Views like these is why I love Scotland so much, its breathtakingly beautiful. No photos or videos or words can do it justice, you simply need to be stood right in amongst it. Surrounded by such beauty is simply the best feeling in the world, and its simple and free.
We soon hit our first summit, with views still stunning all around.
Eventually we had to move on as we could see rain clouds coming in quick. The weather forcast predicted a possibility of a few small scattered showers so we wanted to try hit the summit beforehand. We gradually headed down the bealach before climbing upwards again. Our climb started of on a grassy section before it became rocky.

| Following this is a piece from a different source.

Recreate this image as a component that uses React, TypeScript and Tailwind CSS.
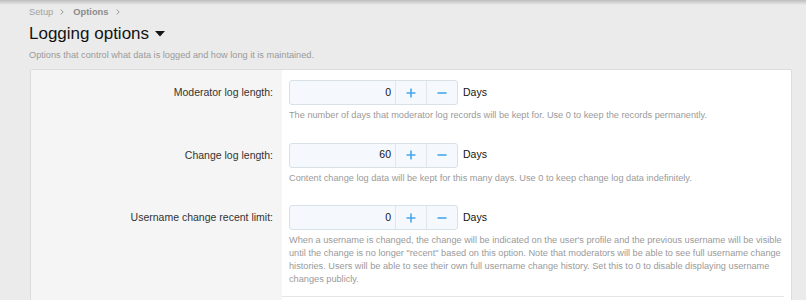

The final ascent was over what looked like an intimidating cone but it really only involved a simple scramble to the summit of Sgorr Dhònuill.
We were literally 30/40 minutes from the summit when the rain started and clouds rolled in so not as great views from this top, but we have learned to ‘dance in the rain’ and embrace it.

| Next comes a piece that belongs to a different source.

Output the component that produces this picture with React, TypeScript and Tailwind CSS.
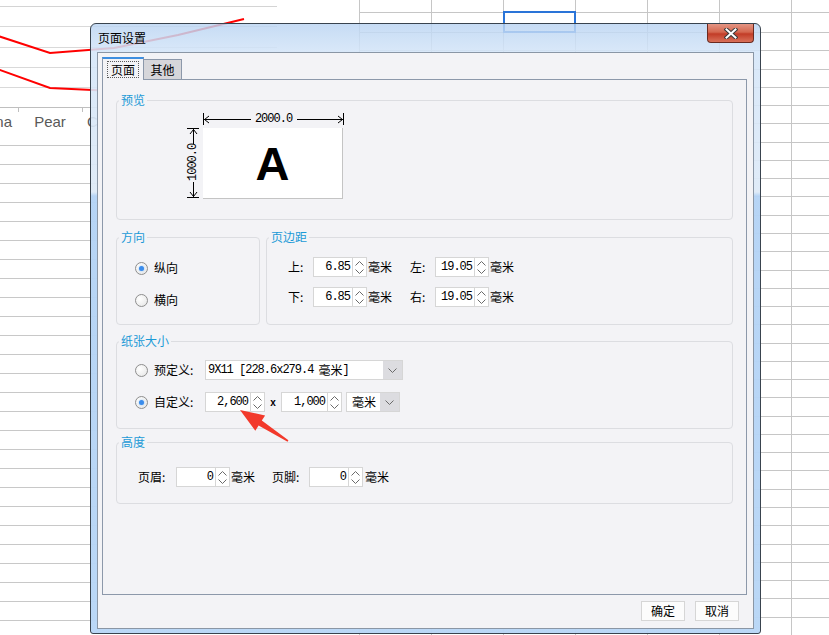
import React from 'react'

const mono = "font-['Liberation_Mono',monospace] tracking-[-1px]"

function Backdrop() {
  const chartRows = [26, 47, 67, 87]
  const leftRows = Array.from({ length: 26 }, (_, i) => 145 + i * 19)
  const sheetRows = [12, ...Array.from({ length: 34 }, (_, i) => Math.round(32 + i * 18.27))]
  const sheetCols = [359, 431, 503, 575, 647, 719, 791]
  return (
    <svg className="absolute inset-0" width="829" height="635">
      <line x1="0" x2="277" y1="6.5" y2="6.5" stroke="#d4d4d4" />
      {chartRows.map((y) => (
        <line key={y} x1="0" x2="277" y1={y + 0.5} y2={y + 0.5} stroke="#d9d9d9" />
      ))}
      <line x1="0" x2="277" y1="107.5" y2="107.5" stroke="#bfbfbf" />
      {[18, 82, 146, 210].map((x) => (
        <line key={x} x1={x + 0.5} x2={x + 0.5} y1="107" y2="112" stroke="#bfbfbf" />
      ))}
      {leftRows.map((y) => (
        <line key={y} x1="0" x2="359" y1={y + 0.5} y2={y + 0.5} stroke="#c8c8c8" />
      ))}
      {sheetRows.map((y) => (
        <line key={y} x1="359" x2="829" y1={y + 0.5} y2={y + 0.5} stroke="#c6c6c6" />
      ))}
      {sheetCols.map((x) => (
        <line key={x} x1={x + 0.5} x2={x + 0.5} y1="0" y2="635" stroke="#c6c6c6" />
      ))}
      <rect x="504" y="12" width="71" height="20" fill="none" stroke="#2a74d8" strokeWidth="2" />
      <polyline points="-14,32 50,53 114,48 178,35 244,19" fill="none" stroke="#f00" strokeWidth="2" />
      <polyline points="-14,65 50,88 114,91" fill="none" stroke="#f00" strokeWidth="2" />
      <g fontFamily="Liberation Sans, sans-serif" fontSize="15" fill="#595959">
        <text x="12" y="127" textAnchor="end">Banana</text>
        <text x="50" y="127" textAnchor="middle">Pear</text>
        <text x="87" y="127">Cherry</text>
      </g>
    </svg>
  )
}

function ChevUp() {
  return (
    <svg width="9" height="5" viewBox="0 0 9 5">
      <path d="M0.5 4.5 L4.5 0.5 L8.5 4.5" fill="none" stroke="#6a6a6a" />
    </svg>
  )
}

function ChevDown() {
  return (
    <svg width="9" height="5" viewBox="0 0 9 5">
      <path d="M0.5 0.5 L4.5 4.5 L8.5 0.5" fill="none" stroke="#6a6a6a" />
    </svg>
  )
}

function Spin({ value, w }: { value: string; w: string }) {
  return (
    <div className="flex h-[20px]">
      <div className={`${w} border border-[#d6d6d6] bg-white flex items-center justify-end pr-[2px] text-[12px] ${mono}`}>
        {value}
      </div>
      <div className="w-[14px] border border-l-0 border-[#d6d6d6] bg-white flex flex-col items-center justify-center gap-[3px]">
        <ChevUp />
        <ChevDown />
      </div>
    </div>
  )
}

function Radio({ checked }: { checked?: boolean }) {
  return (
    <span className="w-[13px] h-[13px] rounded-full border border-[#8e8e8e] bg-[radial-gradient(circle_at_35%_35%,#ffffff,#e4e4e4)] flex items-center justify-center shrink-0">
      {checked && <span className="w-[5px] h-[5px] rounded-full bg-[#3b8ceb] shadow-[0_0_2px_#7fb8f5]" />}
    </span>
  )
}

function Group({ title, className, children }: { title: string; className: string; children?: React.ReactNode }) {
  return (
    <fieldset className={`rounded-[4px] border border-[#dcdde1] ${className}`}>
      <legend className="ml-[2px] px-[2px] text-[12px] leading-[16px] text-[#1b9ad6]">{title}</legend>
      {children}
    </fieldset>
  )
}

function Preview() {
  return (
    <div className="ml-[70px] mt-[5px] flex flex-col">
      <div className="ml-[16px] flex h-[15px] items-start">
        <svg width="50" height="13">
          <line x1="0.5" x2="0.5" y1="0" y2="12" stroke="#000" />
          <line x1="1" x2="48" y1="6.5" y2="6.5" stroke="#000" />
          <path d="M6 3 L1.5 6.5 L6 10" fill="none" stroke="#000" />
        </svg>
        <span className={`w-[41px] text-center text-[12px] leading-[13px] ${mono}`}>2000.0</span>
        <svg width="50" height="13">
          <line x1="3" x2="49" y1="6.5" y2="6.5" stroke="#000" />
          <line x1="49.5" x2="49.5" y1="0" y2="12" stroke="#000" />
          <path d="M44 3 L48.5 6.5 L44 10" fill="none" stroke="#000" />
        </svg>
      </div>
      <div className="flex">
        <div className="w-[12px] h-[70px] mr-[4px] flex flex-col items-center">
          <svg width="12" height="17">
            <line x1="0" x2="12" y1="0.5" y2="0.5" stroke="#000" />
            <line x1="6.5" x2="6.5" y1="1" y2="16" stroke="#000" />
            <path d="M3 6 L6.5 1.5 L10 6" fill="none" stroke="#000" />
          </svg>
          <span className={`h-[36px] text-[12px] leading-[12px] text-center [writing-mode:vertical-rl] rotate-180 ${mono}`}>1000.0</span>
          <svg width="12" height="17">
            <line x1="6.5" x2="6.5" y1="1" y2="16" stroke="#000" />
            <path d="M3 11 L6.5 15.5 L10 11" fill="none" stroke="#000" />
            <line x1="0" x2="12" y1="16.5" y2="16.5" stroke="#000" />
          </svg>
        </div>
        <div className="w-[140px] h-[71px] bg-white border-r border-b border-[#c4c4c4] flex items-center justify-center">
          <span className="font-['Liberation_Sans',sans-serif] font-bold text-[47px] leading-none">A</span>
        </div>
      </div>
    </div>
  )
}

function Dialog() {
  return (
    <div className="absolute left-[90px] top-[23px] w-[671px] h-[611px] flex flex-col border border-[#39434e] rounded-t-[6px] rounded-b-[3px] bg-[linear-gradient(180deg,rgba(186,212,242,0.82)_0px,rgba(212,229,248,0.88)_28px,rgba(222,234,247,0.95)_168px,rgba(180,211,245,0.97)_172px,rgba(184,214,246,0.97)_100%)]">
      <div className="h-[28px] flex shrink-0">
        <div className="pl-[7px] flex items-center text-[12px]">页面设置</div>
        <div className="ml-auto mr-[6px] w-[47px] h-[19px] rounded-b-[4px] border border-t-0 border-[#6b2a20] bg-[linear-gradient(180deg,#e49584_0%,#d4674f_45%,#c23c27_55%,#d9715a_100%)] flex items-center justify-center">
          <svg width="14" height="11" viewBox="0 0 14 11">
            <path d="M2.5 1.5 L11.5 9.5 M11.5 1.5 L2.5 9.5" stroke="#3a3a3a" strokeWidth="4" strokeLinecap="square" />
            <path d="M2.5 1.5 L11.5 9.5 M11.5 1.5 L2.5 9.5" stroke="#fff" strokeWidth="2" strokeLinecap="square" />
          </svg>
        </div>
      </div>
      <div className="ml-[6px] w-[657px] h-[577px] border border-[#8a96a5] bg-[#f3f3f6] flex flex-col pl-[4px] pt-[4px]">
        <div className="flex items-end h-[22px]">
          <div className="relative z-10 -mb-px h-[23px] w-[42px] border border-b-0 border-[#8c98aa] border-t-2 border-t-[#3d8ee0] bg-[#f3f3f6] flex items-center justify-center">
            <span className="border border-dotted border-[#5a5a5a] px-[3px] leading-[15px] text-[12px]">页面</span>
          </div>
          <div className="h-[20px] w-[38px] border border-b-0 border-l-0 border-[#8c98aa] bg-[#d6d6da] flex items-center justify-center text-[12px]">
            其他
          </div>
        </div>
        <div className="w-[645px] h-[516px] border border-[#8c98aa] bg-[#f3f3f6] px-[13px] flex flex-col">
          <Group title="预览" className="mt-[12px] h-[128px]">
            <Preview />
          </Group>
          <div className="mt-[9px] flex gap-[6px]">
            <Group title="方向" className="w-[144px] h-[96px]">
              <div className="pl-[18px] pt-[13px] flex flex-col gap-[12px]">
                <div className="h-[20px] flex items-center gap-[6px]">
                  <Radio checked />
                  <span>纵向</span>
                </div>
                <div className="h-[20px] flex items-center gap-[6px]">
                  <Radio />
                  <span>横向</span>
                </div>
              </div>
            </Group>
            <Group title="页边距" className="flex-1 h-[96px]">
              <div className="pl-[21px] pt-[12px] flex flex-col gap-[10px]">
                <div className="flex items-center">
                  <span className="w-[25px]">上:</span>
                  <Spin value="6.85" w="w-[40px]" />
                  <span className="ml-[1px] w-[26px]">毫米</span>
                  <span className="ml-[16px] w-[25px]">左:</span>
                  <Spin value="19.05" w="w-[40px]" />
                  <span className="ml-[1px]">毫米</span>
                </div>
                <div className="flex items-center">
                  <span className="w-[25px]">下:</span>
                  <Spin value="6.85" w="w-[40px]" />
                  <span className="ml-[1px] w-[26px]">毫米</span>
                  <span className="ml-[16px] w-[25px]">右:</span>
                  <Spin value="19.05" w="w-[40px]" />
                  <span className="ml-[1px]">毫米</span>
                </div>
              </div>
            </Group>
          </div>
          <Group title="纸张大小" className="mt-[8px] h-[96px]">
            <div className="pl-[18px] pt-[11px] flex flex-col gap-[12px]">
              <div className="h-[20px] flex items-center">
                <Radio />
                <span className="ml-[6px] w-[51px]">预定义:</span>
                <div className="w-[198px] h-[20px] border border-[#d6d6d6] bg-white flex">
                  <span className={`flex-1 pl-[2px] flex items-center text-[12px] ${mono}`}>
                    9X11 [228.6x279.4 <span className="font-['Noto_Sans_CJK_SC',sans-serif] tracking-normal ml-[5px]">毫米</span>]
                  </span>
                  <span className="w-[19px] bg-[#dcdce0] flex items-center justify-center">
                    <ChevDown />
                  </span>
                </div>
              </div>
              <div className="h-[20px] flex items-center">
                <Radio checked />
                <span className="ml-[6px] w-[51px]">自定义:</span>
                <Spin value="2,600" w="w-[46px]" />
                <span className="w-[16px] text-center text-[10px] font-bold font-['Liberation_Sans',sans-serif]">x</span>
                <Spin value="1,000" w="w-[47px]" />
                <div className="ml-[4px] w-[54px] h-[20px] border border-[#d6d6d6] bg-white flex">
                  <span className="flex-1 pl-[5px] flex items-center">毫米</span>
                  <span className="w-[19px] bg-[#dcdce0] flex items-center justify-center">
                    <ChevDown />
                  </span>
                </div>
              </div>
            </div>
          </Group>
          <Group title="高度" className="mt-[5px] h-[70px]">
            <div className="pl-[21px] pt-[17px] flex items-center">
              <span className="w-[38px]">页眉:</span>
              <Spin value="0" w="w-[40px]" />
              <span className="ml-[1px] w-[26px]">毫米</span>
              <span className="ml-[15px] w-[37px]">页脚:</span>
              <Spin value="0" w="w-[40px]" />
              <span className="ml-[2px]">毫米</span>
            </div>
          </Group>
        </div>
        <div className="mt-[6px] pr-[14px] flex justify-end gap-[10px]">
          <button className="w-[44px] h-[20px] border border-[#d6d6d6] bg-[#fcfcfc] text-[12px] leading-none">确定</button>
          <button className="w-[44px] h-[20px] border border-[#d6d6d6] bg-[#fcfcfc] text-[12px] leading-none">取消</button>
        </div>
      </div>
    </div>
  )
}

function RedArrow() {
  return (
    <svg className="absolute inset-0 pointer-events-none" width="829" height="635">
      <polygon
        points="240,410 265.1,415.5 261.8,420.6 288.4,440.3 287.6,441.7 258.6,425.6 255.3,430.7"
        fill="#f2392b"
      />
    </svg>
  )
}

export default function App() {
  return (
    <div className="relative w-[829px] h-[635px] overflow-hidden bg-white font-['Noto_Sans_CJK_SC',sans-serif] text-[12px] text-black">
      <Backdrop />
      <Dialog />
      <RedArrow />
    </div>
  )
}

We had a bite to eat in the rain and then from the summit of Sgorr Dhonuill we headed back down, doubling back on ourselves for a short distance .
Once back on the bealach we reached a path which would take us back down the hill. This route down was very boggy. We continued down and down through the wetness before eventually coming to some stone steps. We traversed the hillside passing through a felled area, which i’m guessing would once have been a very beautiful forest, before hitting the actual forest. This then descended more steeply before we reached a forest road.
We continued to walk and walk and walk all the time taking in the gorgeous views over Loch Leven and views to the Pap of Glencoe before eventually returning to Ballachulish.
This had been such a beautiful hike from beginning to end and it had taken us just under 7 hours to complete, meaning we would be home earlier than expected.
Hope you enjoyed the video above 👆 of Beinn a’ Bheithir via Schoolhouse Ridge 💙⛰.